It’s tough being a jeweler these days. Raising prices to stay in sync with commodity prices and customer demand is a challenging balancing act that only some of the strongest names in the industry – such as Tiffany & Co. (NYSE:TIF), Signet Jewelers Ltd. (NYSE:SIG) and Blue Nile Inc (NASDAQ:NILE) – have pulled off with any degree of regularity.
In this article, I’ll focus on Signet Jewelers Ltd. (NYSE:SIG), which has handily outperformed both Tiffany & Co. (NYSE:TIF) and online retailer Blue Nile over the past five years.
What positive growth catalysts have driven Hamilton, Bermuda-based Signet’s meteoric rise, and does it now stand a chance at toppling Tiffany & Co. (NYSE:TIF) , the largest publicly-traded jeweler in the United States?

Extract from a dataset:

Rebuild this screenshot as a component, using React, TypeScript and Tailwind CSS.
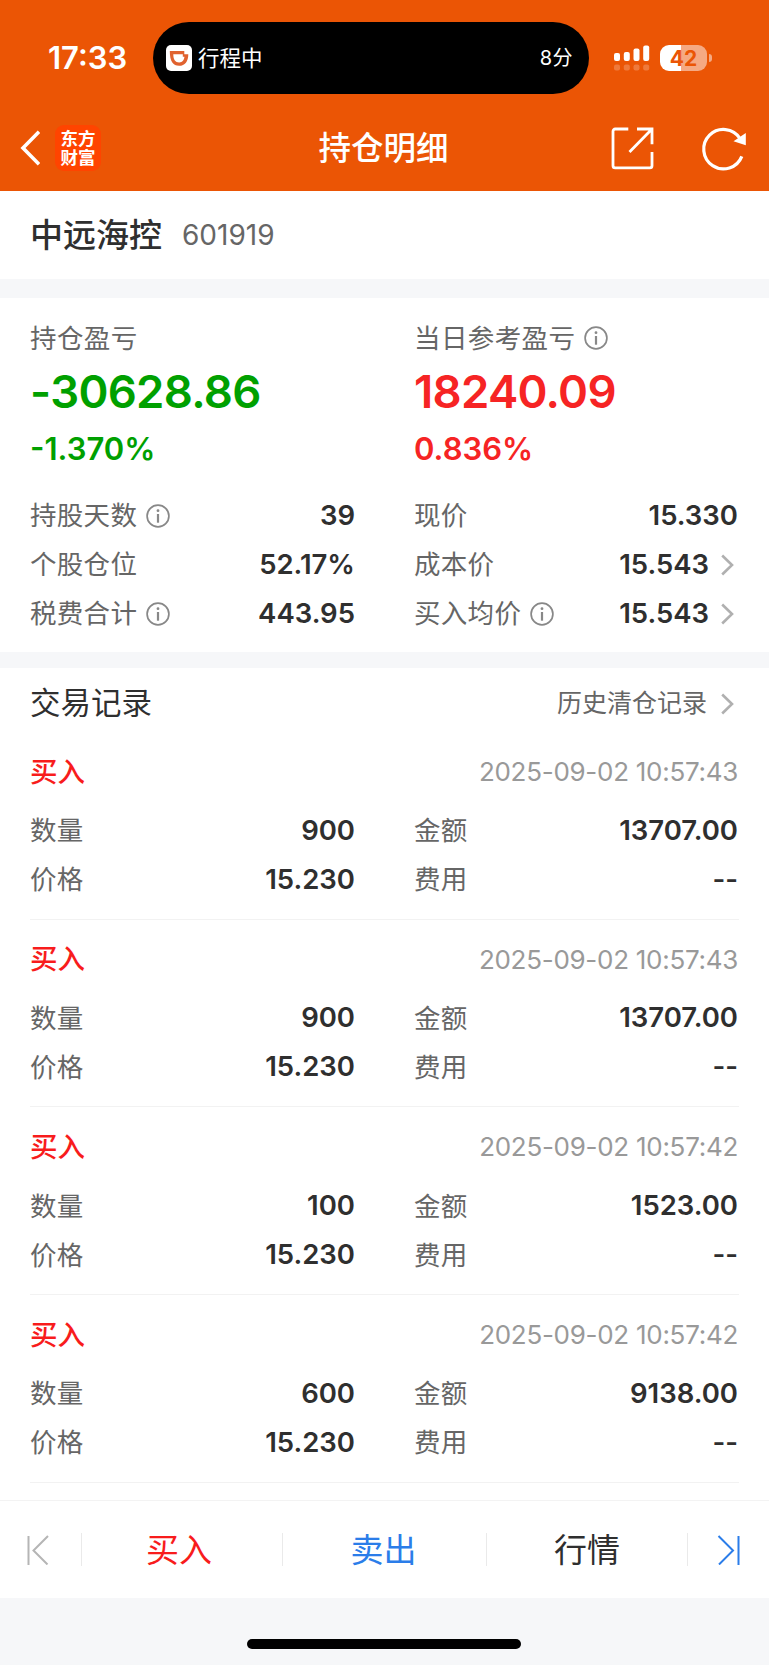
import { clsx } from "clsx";

type Stat = {
  label: string;
  value: string;
  info?: boolean;
  link?: boolean;
};

type Trade = {
  time: string;
  amount: string;
  price: string;
  total: string;
  fee: string;
};

const leftStats: Stat[] = [
  { label: "持股天数", value: "39", info: true },
  { label: "个股仓位", value: "52.17%" },
  { label: "税费合计", value: "443.95", info: true },
];

const rightStats: Stat[] = [
  { label: "现价", value: "15.330" },
  { label: "成本价", value: "15.543", link: true },
  { label: "买入均价", value: "15.543", info: true, link: true },
];

const trades: Trade[] = [
  { time: "2025-09-02 10:57:43", amount: "900", price: "15.230", total: "13707.00", fee: "--" },
  { time: "2025-09-02 10:57:43", amount: "900", price: "15.230", total: "13707.00", fee: "--" },
  { time: "2025-09-02 10:57:42", amount: "100", price: "15.230", total: "1523.00", fee: "--" },
  { time: "2025-09-02 10:57:42", amount: "600", price: "15.230", total: "9138.00", fee: "--" },
];

function InfoIcon() {
  return (
    <svg className="ml-[9px] h-6 w-6 text-[#888]" viewBox="0 0 24 24" fill="none" stroke="currentColor">
      <circle cx="12" cy="12" r="10.9" strokeWidth="1.7" />
      <path d="M12 10v8.7" strokeWidth="2.2" />
      <circle cx="12" cy="6.7" r="1.4" fill="currentColor" stroke="none" />
    </svg>
  );
}

function Chevron() {
  return (
    <svg className="mr-1 ml-3 h-[22px] w-[13px] text-[#b0b0b0]" viewBox="0 0 13 22" fill="none" stroke="currentColor" strokeWidth="2.6">
      <path d="M1.2 1.5 11 11 1.2 20.5" />
    </svg>
  );
}

function StatRow({ label, value, info, link }: Stat) {
  return (
    <div className="flex h-[49px] items-center">
      <span className="text-[26.5px] tracking-[0.3px] text-[#666]">{label}</span>
      {info && <InfoIcon />}
      <span className="ml-auto text-[27.5px] font-semibold text-[#2f2f2f]">{value}</span>
      {link && <Chevron />}
    </div>
  );
}

function StatusBar() {
  return (
    <div className="flex h-[94px] items-start pt-[22px]">
      <div className="flex h-[72px] w-[153px] items-center pb-[2px] pl-12 text-[31px] font-semibold">17:33</div>
      <div className="flex h-[72px] w-[436px] items-center rounded-full bg-black pr-4 pl-[13px]">
        <svg className="h-[26px] w-[26px]" viewBox="0 0 26 26">
          <rect width="26" height="26" rx="5" fill="#fff" />
          <path d="M3.8 6h14.5v3.2h4c0 7.2-3.2 11.6-9.2 11.6C7 20.8 3.8 16.4 3.8 6Z" fill="#e0622f" />
          <path d="M7.3 9.2h9.5v2.6h1.6c-.2 3.400-2 5.600-5.200 5.600C9.400 17.400 7.300 14.800 7.300 9.200Z" fill="#fff" />
        </svg>
        <span className="ml-[6px] pt-[2px] text-[21.5px]">行程中</span>
        <span className="ml-auto text-[20px] tracking-[0.5px]">8分</span>
      </div>
      <div className="flex h-[72px] items-center pl-[25px]">
        <svg className="h-[26px] w-9" viewBox="0 0 36 26" fill="#fff">
          <rect x="0" y="8" width="6" height="8" rx="2" />
          <rect x="9.8" y="7" width="6" height="9" rx="2" />
          <rect x="19.5" y="3.5" width="6" height="12.5" rx="2" />
          <rect x="29.2" y="0.5" width="6" height="15.5" rx="2" />
          <g opacity="0.22">
            <rect x="0" y="19.5" width="6" height="6" rx="2" />
            <rect x="9.8" y="19.5" width="6" height="6" rx="2" />
            <rect x="19.5" y="19.5" width="6" height="6" rx="2" />
            <rect x="29.2" y="19.5" width="6" height="6" rx="2" />
          </g>
        </svg>
        <div className="ml-[10px] flex h-[26px] w-[47px] items-center justify-center rounded-[9px] bg-[linear-gradient(90deg,#fff_44%,#f5a983_44%)] text-[21px] font-bold text-[#eb5505]">
          42
        </div>
        <div className="ml-[1.5px] h-2 w-[3px] rounded-r-full bg-[#f5a983]" />
      </div>
    </div>
  );
}

function NavBar() {
  return (
    <div className="grid h-[97px] grid-cols-[1fr_auto_1fr] items-center">
      <div className="flex items-center pt-[10px] pl-5">
        <svg className="h-9 w-5" viewBox="0 0 20 36" fill="none" stroke="#fff" strokeWidth="3.6">
          <path d="M19 1.8 3 18l16 16.2" />
        </svg>
        <div className="ml-[15px] flex h-[46px] w-[46px] flex-col items-center justify-center rounded-[9px] bg-[#ff4400] text-[17.5px] leading-[19px] font-bold">
          <span>东方</span>
          <span>财富</span>
        </div>
      </div>
      <h1 className="pt-[14px] pr-[2px] text-[32.5px] leading-none font-medium">持仓明细</h1>
      <div className="flex items-center justify-end gap-12 pt-[12px] pr-6">
        <svg className="h-[43px] w-[43px]" viewBox="0 0 43 43" fill="none" stroke="#fff" strokeWidth="2.8">
          <path d="M17.3 2H4.2A2.2 2.2 0 0 0 2 4.2v34.5a2.2 2.2 0 0 0 2.2 2.2h34.6a2.200 2.200 0 0 0 2.200-2.200V25" />
          <path d="M26 2h15v15.300M40.500 2.500 18.500 25" />
        </svg>
        <svg className="h-[43px] w-[43px] overflow-visible" viewBox="0 0 43 43" fill="none" stroke="#fff" strokeWidth="3.2">
          <path d="M39.8 29.300A19.700 19.700 0 1 1 38 11.500" />
          <path d="M43.800 6V18.300L31.500 14.300Z" fill="#fff" stroke="none" />
        </svg>
      </div>
    </div>
  );
}

function TradeItem({ trade }: { trade: Trade }) {
  return (
    <div className="mx-[30px] h-[187.67px] border-b border-[#f2f2f2]">
      <div className="flex h-[74px] items-center justify-between pt-[6px] pr-[1px]">
        <span className="pt-[1px] text-[27.5px] font-medium text-[#f81c1c]">买入</span>
        <span className="text-[26px] tracking-[-0.28px] text-[#999]">{trade.time}</span>
      </div>
      <div className="grid grid-cols-[325px_1fr] gap-x-[59px] pr-[1px]">
        <StatRow label="数量" value={trade.amount} />
        <StatRow label="金额" value={trade.total} />
        <StatRow label="价格" value={trade.price} />
        <StatRow label="费用" value={trade.fee} />
      </div>
    </div>
  );
}

function Tab({ label, className }: { label: string; className: string }) {
  return <div className={clsx("flex items-center justify-center pt-[2px] text-[33px]", className)}>{label}</div>;
}

function Separator() {
  return <div className="h-[33px] w-[1px] bg-[#eaeaea]" />;
}

export default function App() {
  return (
    <div className="flex h-[1665px] w-[769px] flex-col overflow-hidden bg-[#f6f7f9] font-[Inter,'Noto_Sans_CJK_SC',sans-serif] leading-none whitespace-nowrap">
      <header className="h-[191px] shrink-0 bg-[#eb5505] text-white">
        <StatusBar />
        <NavBar />
      </header>

      <section className="flex h-[88px] shrink-0 items-center bg-white pl-[30px]">
        <span className="text-[33px] font-medium text-[#2f2f2f]">中远海控</span>
        <span className="ml-5 text-[28px] text-[#666]">601919</span>
      </section>

      <section className="mt-[19px] grid h-[354px] shrink-0 grid-cols-[325px_1fr] content-start gap-x-[59px] bg-white pr-[31px] pl-[30px]">
        <div>
          <div className="flex h-[66px] items-center pt-[14px] text-[26.5px] tracking-[0.4px] text-[#666]">持仓盈亏</div>
          <div className="flex h-[56px] items-center text-[45.5px] font-semibold tracking-[-0.7px] text-[#00a000]">-30628.86</div>
          <div className="mb-[13px] flex h-[58px] items-center pb-[1px] text-[31px] font-semibold text-[#00a000]">-1.370%</div>
          {leftStats.map((s) => (
            <StatRow key={s.label} {...s} />
          ))}
        </div>
        <div>
          <div className="flex h-[66px] items-center pt-[14px] text-[26.5px] tracking-[0.4px] text-[#666]">
            当日参考盈亏
            <InfoIcon />
          </div>
          <div className="flex h-[56px] items-center text-[45.5px] font-semibold tracking-[-0.7px] text-[#f62424]">18240.09</div>
          <div className="mb-[13px] flex h-[58px] items-center pb-[1px] text-[31px] font-semibold text-[#f62424]">0.836%</div>
          {rightStats.map((s) => (
            <StatRow key={s.label} {...s} />
          ))}
        </div>
      </section>

      <section className="mt-4 h-[832px] shrink-0 overflow-hidden bg-white">
        <div className="flex h-[64px] items-center pt-[7px] pr-[31px] pl-[30px]">
          <h2 className="text-[30.5px] text-[#2f2f2f]">交易记录</h2>
          <span className="mr-[2px] ml-auto text-[25px] text-[#666]">历史清仓记录</span>
          <Chevron />
        </div>
        {trades.map((t, i) => (
          <TradeItem key={i} trade={t} />
        ))}
      </section>

      <nav className="grid h-[98px] shrink-0 grid-cols-[81px_1px_200px_1px_203px_1px_200px_1px_81px] items-center border-t border-[#f3f3f3] bg-white">
        <div className="flex pl-[26px]">
          <svg className="h-[30px] w-6" viewBox="0 0 24 30" fill="none" stroke="#b5b5b5" strokeWidth="2">
            <path d="M2.5 1v29M22 1 7.5 15.5l14 14" />
          </svg>
        </div>
        <Separator />
        <Tab label="买入" className="pr-[6px] text-[#f81c1c]" />
        <Separator />
        <Tab label="卖出" className="pr-[2px] text-[#2b7de9]" />
        <Separator />
        <Tab label="行情" className="text-[#2f2f2f]" />
        <Separator />
        <div className="flex justify-end pr-[29px]">
          <svg className="h-[30px] w-6" viewBox="0 0 24 30" fill="none" stroke="#2b7de9" strokeWidth="2">
            <path d="M22.5 1v29M2.5 1 17 15.5l-14 14" />
          </svg>
        </div>
      </nav>

      <footer className="flex flex-1 items-end justify-center pr-[1px] pb-4">
        <div className="h-[10px] w-[274px] rounded-full bg-black" />
      </footer>
    </div>
  );
}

A Sparkling Fourth Quarter
For its fourth quarter of 2013, Signet Jewelers Ltd. (NYSE:SIG) posted a profit $2.12 per share, or $171.8 million, up 16.6% from the $1.79 per share, or $156.6 million, it earned in the prior year quarter. This topped the Thomson Reuters’ forecast by three cents. Meanwhile, revenue rose 11.8% to $1.51 billion, also ahead of the $1.49 billion consensus estimate.
Global same-store sales rose 3.5%, down from the 6.9% growth it reported a year ago, but still trumping most of its industry peers.
By comparison, Tiffany’s earnings rose 0.7% to $179.6 million, as revenue rose 4.1% to $1.24 billion. Global same-store sales came in flat – a warning sign that Signet is stealing some of Tiffany’s sparkle.
Battling Blue Nile
Meanwhile, Blue Nile, a Seattle-based online retailer of diamonds and jewelry, grew its top line 21.2% to $136.1 million last quarter, outgrowing both Signet and Tiffany & Co. (NYSE:TIF) . Blue Nile has shown that a purely online business model is a viable alternative for brick-and-mortar jewelers.
However, Blue Nile apparently suffers from the same weaknesses plaguing e-commerce retailers – weak margins and profit growth. Despite strong sales, Blue Nile only earned $0.39 per share, or $4.9 million, missing the analyst consensus of $0.47.
Blue Nile’s status as an online retailer is a blessing and a curse. Although it allows strong revenue growth without brick and mortar expenses, it is also recognized as a discount online retailer – a step below “affordable luxury”. This keeps its margins firmly pressured, as it has to sell its products at a discount to Tiffany & Co. (NYSE:TIF) and Signet Jewelers Ltd. (NYSE:SIG) to remain competitive.
In comparison to Blue Nile, Signet’s online sales rose 46.9% from $43.5 million to $63.9 million – comprising approximately 4% of the company’s total sales. Tiffany’s online sales currently make up 6% of its total revenue.
Signet’s stores are primarily located in the United States and the United Kingdom. Signet Jewelers Ltd. (NYSE:SIG) attributed its strong sales growth to a higher amount of purchases at its Kay and Jared stores in the United States.
During the quarter, same-store sales in the U.S. rose 4.9%, but its smaller U.K. business posted a decline of 1.9%, due to lower store traffic and more purchases of discounted, lower-margin products at its H. Samuel, Ernest Jones and Leslie Davis stores. Ernest Jones notably posted strong sales of Rolex watches at certain locations, leading analysts to suggest that increasing the availability of Rolex watches could have boosted its disappointing U.K. sales numbers.
In fiscal 2014, Signet intends to concentrate on its strengths by adding 65 to 75 new stores in the U.S. by the end of the year. Its $57 million acquisition of Ultra, the fifth largest jewelry chain in the United States, will also help Signet ramp up the pressure on domestic competitors.
Signet’s rapid growth in America is very bad news for Tiffany & Co. (NYSE:TIF) , which posted a 2% decline in U.S. same-store sales. The U.S. remains Tiffany’s worst performing market, and even its Fifth Avenue flagship store in Manhattan, a favorite stop for tourists, reported a 3% decline in sales – down from the 2% drop it reported in the first two months of the quarter.